Offering Memorandum” means the confidential offering memorandum, dated August 16, 2011, relating to the sale of the Initial Notes.

Officer” means the Chairman of the board of directors, the Chief Executive Officer, the Chief Financial Officer, the President, any Executive Vice President, Senior Vice President or Vice President, the Treasurer or the Secretary of any Person. Unless otherwise indicated, Officer shall refer to an Officer of the Issuer.

Officer’s Certificate” means a certificate signed on behalf of a Person by an Officer of such Person, who must be the principal executive officer, the principal financial officer, the treasurer or the principal accounting officer of such Person, that meets the requirements set forth in this Indenture. Unless otherwise indicated, Officer shall refer to an Officer of the Issuer.

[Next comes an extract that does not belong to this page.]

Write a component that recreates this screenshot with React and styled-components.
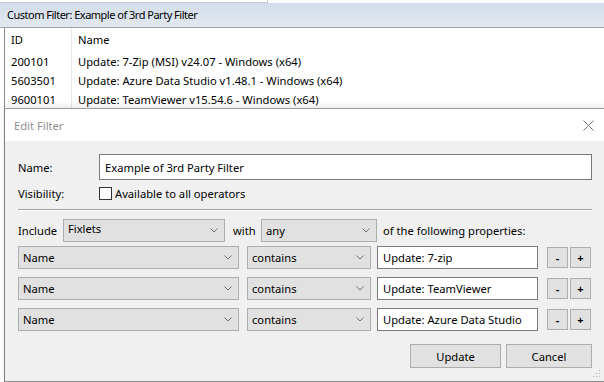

Opinion of Counsel” means a written opinion from legal counsel who is acceptable to the Trustee. The counsel may be an employee of or counsel to the Issuer or the Trustee.

Parent Company” means any Person so long as such Person directly or indirectly holds 100.0% of the total voting power of the Capital Stock of the Issuer, and at the time such Person acquired such voting power, no Person and no group (within the meaning of Section 13(d)(3) or Section 14(d)(2) of the Exchange Act or any successor provision), including any such group acting for the purpose of acquiring, holding or disposing of securities (within the meaning of Rule 13d-5(b)(1) under the Exchange Act) (other than any Permitted Holder), shall have beneficial ownership (within the meaning of Rule 13d-3 under the Exchange Act, or any successor provision), directly or indirectly, of 50.0% or more of the total voting power of the Voting Stock of such Person.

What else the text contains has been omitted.